▸ Problem description
Starting at the first line of the listing below, retype each line up to and including the one that contains "const barX = (idx: number)". Leave pictures out.

▸ Source data
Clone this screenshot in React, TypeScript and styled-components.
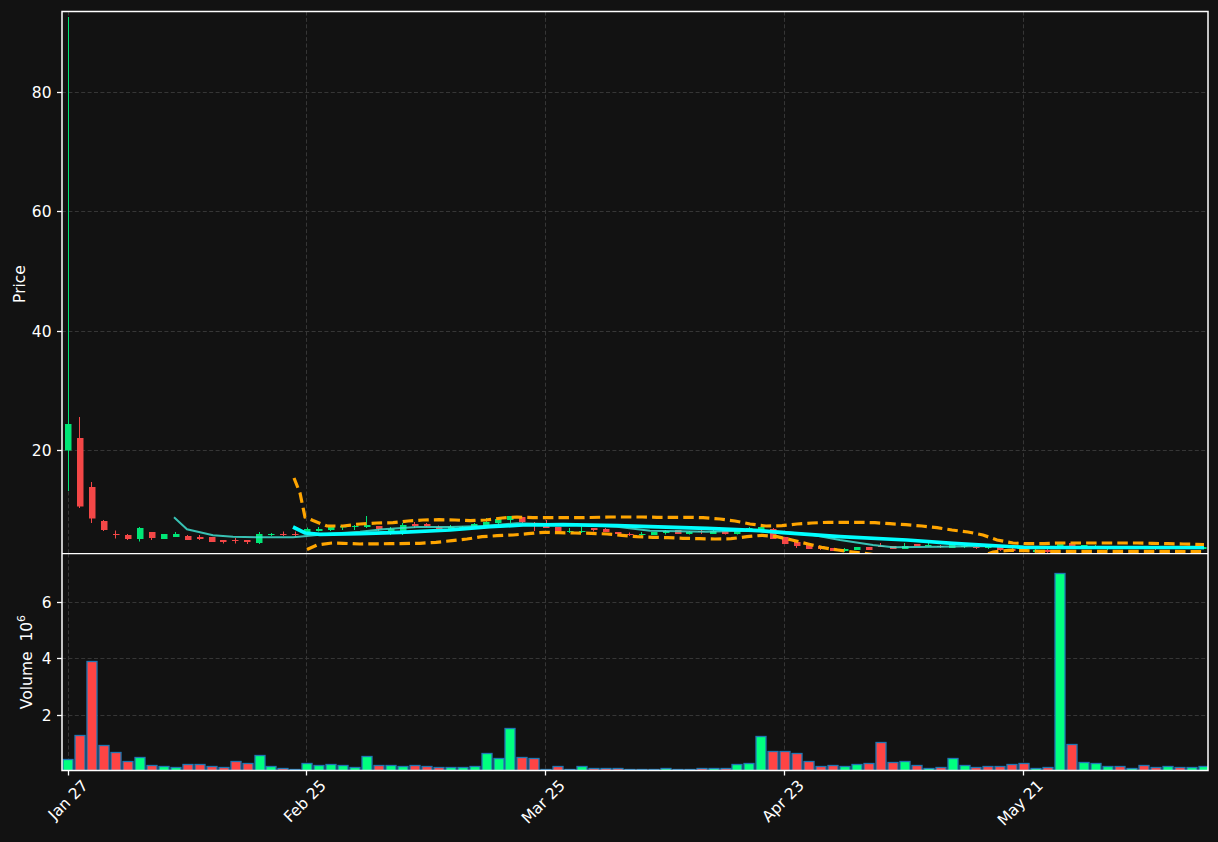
import React from 'react'
import styled, { createGlobalStyle } from 'styled-components'

const GlobalStyle = createGlobalStyle`
  html, body {
    margin: 0;
    padding: 0;
    background: #121212;
  }
`

const PLOT_LEFT = 62
const PLOT_RIGHT = 1208
const PRICE_TOP = 11.5
const PANEL_SPLIT = 553.5
const VOLUME_BOTTOM = 770.5

const barX = (idx: number) => 68.3 + 11.95 * idx

const dateTicks = [
  { x: 68.5, label: 'Jan 27' },
  { x: 306.5, label: 'Feb 25' },
  { x: 545.5, label: 'Mar 25' },
  { x: 784.5, label: 'Apr 23' },
  { x: 1023.5, label: 'May 21' },
]
const priceTicks = [
  { y: 92.5, label: '80' },
  { y: 211.5, label: '60' },
  { y: 331.5, label: '40' },
  { y: 450.5, label: '20' },
]
const volumeTicks = [
  { y: 602.5, label: '6' },
  { y: 658.5, label: '4' },
  { y: 715.5, label: '2' },
]

// [up, body top, body bottom, wick top, wick bottom] in page pixels
type Candle = [number, number, number, number, number]
const candles: Candle[] = [
  [1, 424, 450.5, 17, 491],
  [0, 438, 506.5, 417, 508],
  [0, 487, 518.5, 482, 523],
  [0, 521, 530, 520, 531],
  [0, 534, 535, 530.5, 538.5],
  [0, 535, 539, 534, 540],
  [1, 528, 539, 527, 541.5],
  [0, 532, 538, 532, 540],
  [1, 534, 539, 534, 539],
  [1, 534, 537, 532, 537],
  [0, 536, 540, 535, 540],
  [0, 537, 539, 535, 540],
  [0, 537, 542, 537, 542],
  [0, 540, 542, 540, 543.5],
  [0, 540, 541, 538, 543.5],
  [0, 540, 542, 540, 544],
  [1, 534, 543, 532, 544],
  [1, 534, 535, 533, 536],
  [0, 534, 535, 531.5, 536],
  [0, 534, 535, 531.5, 536.5],
  [1, 529, 534, 527.5, 534],
  [1, 529, 531, 527, 531.5],
  [1, 527, 530, 526, 531],
  [1, 526, 527.5, 525, 530],
  [1, 526, 527, 525, 530],
  [1, 525, 527, 516, 528],
  [0, 526, 529, 526, 531],
  [1, 529, 531, 527, 535],
  [1, 525, 533, 523, 535],
  [0, 524, 526, 522, 528],
  [0, 524, 526, 523, 527],
  [0, 527, 529, 525.5, 529],
  [1, 527, 529, 525, 530],
  [1, 527, 529, 526, 530],
  [1, 524, 528, 523, 529],
  [1, 522, 526, 518, 527],
  [1, 519, 523, 518, 525],
  [1, 516, 520, 516, 523],
  [0, 517, 522, 517, 523],
  [0, 523, 524, 522, 531],
  [0, 526, 528, 520, 528],
  [0, 527, 531, 527, 531],
  [1, 531, 532, 528, 533],
  [1, 531, 532, 526.5, 533],
  [0, 528, 530, 528, 531.5],
  [0, 529, 532, 528, 532],
  [0, 532, 534, 532, 534],
  [0, 534, 535, 532.5, 536],
  [1, 534, 535, 532, 536],
  [1, 532, 535, 532, 535],
  [1, 531, 533, 530, 534.5],
  [0, 530, 534, 530, 534],
  [1, 532, 534, 531, 534.5],
  [0, 531, 532, 530, 534],
  [1, 531, 534, 530, 534],
  [0, 531, 534, 530, 534.5],
  [1, 531, 534, 530, 534.5],
  [1, 528, 532, 527, 532],
  [1, 527, 531, 524, 531],
  [0, 529, 539, 528, 539],
  [0, 537, 544, 537, 544],
  [0, 542, 546, 541, 548],
  [0, 545, 549, 545, 549],
  [0, 546, 549, 546, 550],
  [0, 548, 551, 548, 551],
  [1, 549, 551, 548, 552],
  [1, 547, 550, 547, 550],
  [0, 547, 550, 547, 550],
  [0, 546, 547, 543, 547],
  [0, 546, 549, 546, 549],
  [1, 546, 549, 543, 549],
  [0, 544, 546, 544, 546],
  [1, 545, 546, 543, 546.5],
  [0, 546, 547, 545, 548],
  [1, 545, 548, 545, 548],
  [1, 546, 547, 545, 548],
  [0, 547, 548, 546, 549],
  [1, 547, 548, 546, 549],
  [0, 547, 550, 547, 551],
  [0, 549, 551, 548, 552],
  [1, 549, 552, 548, 552],
  [1, 550, 552, 549, 553],
  [0, 550, 552, 549, 553],
  [1, 543, 547, 543, 548],
  [0, 543, 546, 543, 547],
  [1, 545, 547, 545, 548],
  [1, 546, 547, 545, 548],
  [1, 547, 549, 546, 550],
  [0, 546, 548, 546, 549],
  [1, 547, 548, 546, 549],
  [0, 546, 548, 546, 549],
  [0, 547, 549, 546, 550],
  [1, 547, 549, 546, 549],
  [0, 547, 549, 546, 549],
  [1, 547, 549, 546, 549],
  [1, 547, 549, 546, 549],
]

// [up, bar height in px]
const volumes: [number, number][] = [
  [1, 10.7], [0, 34.7], [0, 108.7], [0, 24.7], [0, 17.7], [0, 8.7], [1, 12.7], [0, 4.7],
  [1, 3.7], [1, 2.7], [0, 5.7], [0, 5.7], [0, 3.7], [0, 2.7], [0, 8.7], [0, 6.7],
  [1, 14.7], [1, 3.7], [0, 1.7], [0, 0.7], [1, 6.7], [1, 4.7], [1, 5.7], [1, 4.7],
  [1, 2.7], [1, 13.7], [0, 4.7], [1, 4.7], [1, 3.7], [0, 4.7], [0, 3.7], [0, 2.7],
  [1, 2.7], [1, 2.7], [1, 3.7], [1, 16.7], [1, 11.7], [1, 41.7], [0, 12.7], [0, 11.7],
  [1, 0.7], [0, 3.7], [1, 0.7], [1, 3.7], [0, 1.7], [0, 1.7], [0, 1.7], [1, 0.7],
  [1, 0.7], [1, 0.7], [1, 1.7], [1, 0.7], [1, 0.7], [0, 1.7], [1, 1.7], [0, 1.7],
  [1, 5.7], [1, 6.7], [1, 33.7], [0, 18.7], [0, 18.7], [0, 16.7], [0, 8.7], [0, 3.7],
  [0, 4.7], [1, 3.7], [1, 5.7], [0, 6.7], [0, 27.7], [0, 7.7], [1, 8.7], [0, 4.7],
  [1, 1.7], [0, 2.7], [1, 11.7], [1, 4.7], [0, 2.7], [0, 3.7], [0, 3.7], [0, 5.7],
  [0, 6.7], [1, 1.7], [0, 2.7], [1, 197], [0, 25.7], [1, 7.7], [1, 6.7], [1, 3.7],
  [0, 3.7], [1, 1.7], [0, 4.7], [0, 2.7], [1, 3.7], [0, 2.7], [1, 2.7], [1, 3.7],
]

const upperBand =
  '294,478 300,493 305,517 313,520.5 327,526 343,526 360,524 377,523 393,522.7 408,521 423,520 439,519.7 455,520 470,520.7 486,520 502,518 517,517 533,517.7 563,517.7 580,517.7 610,517 627,517 642,517 657,517.3 688,517.3 703,517.7 720,519 735,521 750,524 766,526 782,525.7 797,524 812,523 828,522.3 843,522.3 859,522.3 875,522.7 890,523.7 906,524.7 922,526 937,527.7 952,530 968,532 983,535 997,540 1013,543 1028,543.7 1044,543.7 1059,543 1075,543 1091,543 1107,543 1122,543 1137,543 1152,543.3 1168,543.7 1183,544 1204,544.5'
const lowerBand =
  '307,549.5 317,545 332,543 343,543.3 360,544 390,543.7 420,543.3 436,542.3 452,540.7 467,539 482,536.7 497,535.7 513,535 528,533.7 544,532.3 559,532.7 575,533 591,533.3 607,534 622,535.3 637,536.7 653,537.3 668,537.7 683,538.3 700,538.7 715,539 731,538.7 747,536.7 762,535.3 777,536.7 792,540 808,544 823,547.7 838,550 853,552 870,554 900,560 960,560 985,555 993,552 1009,550.3 1025,550.7 1040,551.3 1204,551.5'
const slowAverage =
  '293,527 305,533 320,534.3 360,533.6 400,532.3 450,530 490,526.7 523,525 563,524.7 617,525.7 650,526.7 707,528.3 760,530.7 783,532.7 840,536.7 907,540 953,543.3 1000,546 1023,547.3 1204,547.5'
const fastAverage =
  '174,517.3 187,529.3 200,532.3 213,535.3 233,536.7 260,537.3 293,537.3 307,536 327,534 360,531.7 383,529.3 417,527 450,527 483,526 517,523.3 547,524 583,525 617,526.7 650,530.7 707,531.7 740,530.7 783,531.7 813,535 840,540 873,545 893,547.3 940,546.7 987,546 1023,546.7 1087,547.3 1204,548.3'

const Page = styled.div`
  width: 1218px;
  height: 842px;
  display: flex;
  flex-direction: column;
  background: #121212;
  overflow: hidden;
`

const PriceChart = styled.svg`
  display: block;
  width: 1218px;
  height: 553px;
  flex: none;
`

const VolumeChart = styled.svg`
  display: block;
  width: 1218px;
  height: 289px;
  flex: none;
`

const GridLine = styled.line`
  stroke: #363636;
  stroke-width: 1;
  stroke-dasharray: 4 2.4;
`

const TickMark = styled.line`
  stroke: #ffffff;
  stroke-width: 1.3;
`

const TickLabel = styled.text`
  fill: #ffffff;
  font-family: 'DejaVu Sans', sans-serif;
  font-size: 15.5px;
`

const AxisTitle = styled.text`
  fill: #ffffff;
  font-family: 'DejaVu Sans', sans-serif;
  font-size: 15.5px;
  text-anchor: middle;
`

const PlotBorder = styled.rect`
  fill: none;
  stroke: #ffffff;
  stroke-width: 1.5;
`

const Wick = styled.line<{ $up: boolean }>`
  stroke: ${(props) => (props.$up ? '#00e676' : '#f44747')};
  stroke-width: 1;
`

const CandleBody = styled.rect<{ $up: boolean }>`
  fill: ${(props) => (props.$up ? '#00e676' : '#f44747')};
`

const VolumeBar = styled.rect<{ $up: boolean }>`
  fill: ${(props) => (props.$up ? '#00ff7f' : '#ff4444')};
  stroke: #1f77b4;
  stroke-width: 1.3;
`

const BandLine = styled.polyline`
  fill: none;
  stroke: #ffa500;
  stroke-width: 3.2;
  stroke-dasharray: 10.5 5.1;
`

const AverageLine = styled.polyline<{ $slow?: boolean }>`
  fill: none;
  stroke: ${(props) => (props.$slow ? '#00ffff' : '#40e0d0')};
  stroke-width: ${(props) => (props.$slow ? 3.7 : 2)};
  opacity: ${(props) => (props.$slow ? 1 : 0.85)};
`

function VerticalGrid({ top, bottom }: { top: number; bottom: number }) {
  return (
    <>
      {dateTicks.map((tick) => (
        <GridLine key={tick.x} x1={tick.x} x2={tick.x} y1={top} y2={bottom} />
      ))}
    </>
  )
}

function YAxis({ ticks }: { ticks: { y: number; label: string }[] }) {
  return (
    <>
      {ticks.map((tick) => (
        <g key={tick.label}>
          <GridLine x1={PLOT_LEFT} x2={PLOT_RIGHT} y1={tick.y} y2={tick.y} />
          <TickMark x1={PLOT_LEFT - 5} x2={PLOT_LEFT} y1={tick.y} y2={tick.y} />
          <TickLabel x={PLOT_LEFT - 10.5} y={tick.y + 5.5} textAnchor="end">
            {tick.label}
          </TickLabel>
        </g>
      ))}
    </>
  )
}

export default function App() {
  return (
    <Page>
      <GlobalStyle />
      <PriceChart viewBox="0 0 1218 553">
        <defs>
          <clipPath id="price-plot">
            <rect
              x={PLOT_LEFT}
              y={PRICE_TOP}
              width={PLOT_RIGHT - PLOT_LEFT}
              height={PANEL_SPLIT - PRICE_TOP - 0.5}
            />
          </clipPath>
        </defs>
        <VerticalGrid top={PRICE_TOP} bottom={PANEL_SPLIT} />
        <YAxis ticks={priceTicks} />
        <AxisTitle transform="translate(24.5 284) rotate(-90)">Price</AxisTitle>
        <g clipPath="url(#price-plot)">
          {candles.map(([up, top, bottom, wickTop, wickBottom], idx) => {
            const wickX = Math.floor(barX(idx) - 0.3) + 0.5

            return (
              <g key={idx}>
                <Wick $up={!!up} x1={wickX} x2={wickX} y1={wickTop} y2={wickBottom} />
                <CandleBody
                  $up={!!up}
                  x={Math.round(barX(idx) - 3.2)}
                  y={top}
                  width={6.5}
                  height={bottom - top}
                />
              </g>
            )
          })}
          <AverageLine points={fastAverage} />
          <AverageLine $slow points={slowAverage} />
          <BandLine points={upperBand} />
          <BandLine points={lowerBand} />
        </g>
        <PlotBorder
          x={PLOT_LEFT}
          y={PRICE_TOP}
          width={PLOT_RIGHT - PLOT_LEFT}
          height={PANEL_SPLIT - PRICE_TOP + 10}
        />
      </PriceChart>
      <VolumeChart viewBox="0 553 1218 289">
        <defs>
          <clipPath id="volume-plot">
            <rect
              x={PLOT_LEFT}
              y={PANEL_SPLIT}
              width={PLOT_RIGHT - PLOT_LEFT}
              height={VOLUME_BOTTOM - PANEL_SPLIT}
            />
          </clipPath>
        </defs>
        <VerticalGrid top={PANEL_SPLIT} bottom={VOLUME_BOTTOM} />
        <YAxis ticks={volumeTicks} />
        <AxisTitle transform="translate(31.5 662) rotate(-90)">
          Volume{'\u00a0\u00a0'}10
          <tspan fontSize="11" dy="-7">
            6
          </tspan>
        </AxisTitle>
        <g clipPath="url(#volume-plot)">
          {volumes.map(([up, height], idx) => (
            <VolumeBar
              key={idx}
              $up={!!up}
              x={Math.round(barX(idx) - 5)}
              y={VOLUME_BOTTOM - Math.round(height)}
              width={10}
              height={Math.round(height)}
            />
          ))}
        </g>
        <PlotBorder
          x={PLOT_LEFT}
          y={PANEL_SPLIT}
          width={PLOT_RIGHT - PLOT_LEFT}
          height={VOLUME_BOTTOM - PANEL_SPLIT}
        />
        {dateTicks.map((tick) => (
          <g key={tick.x}>
            <TickMark x1={tick.x} x2={tick.x} y1={VOLUME_BOTTOM} y2={VOLUME_BOTTOM + 5} />
            <TickLabel
              textAnchor="end"
              transform={`translate(${tick.x + 20.5} ${VOLUME_BOTTOM + 16}) rotate(-45)`}
            >
              {tick.label}
            </TickLabel>
          </g>
        ))}
      </VolumeChart>
    </Page>
  )
}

▸ Correct answer
Clone this screenshot in React, TypeScript and styled-components.
import React from 'react'
import styled, { createGlobalStyle } from 'styled-components'

const GlobalStyle = createGlobalStyle`
  html, body {
    margin: 0;
    padding: 0;
    background: #121212;
  }
`

const PLOT_LEFT = 62
const PLOT_RIGHT = 1208
const PRICE_TOP = 11.5
const PANEL_SPLIT = 553.5
const VOLUME_BOTTOM = 770.5

const barX = (idx: number) => 68.3 + 11.95 * idx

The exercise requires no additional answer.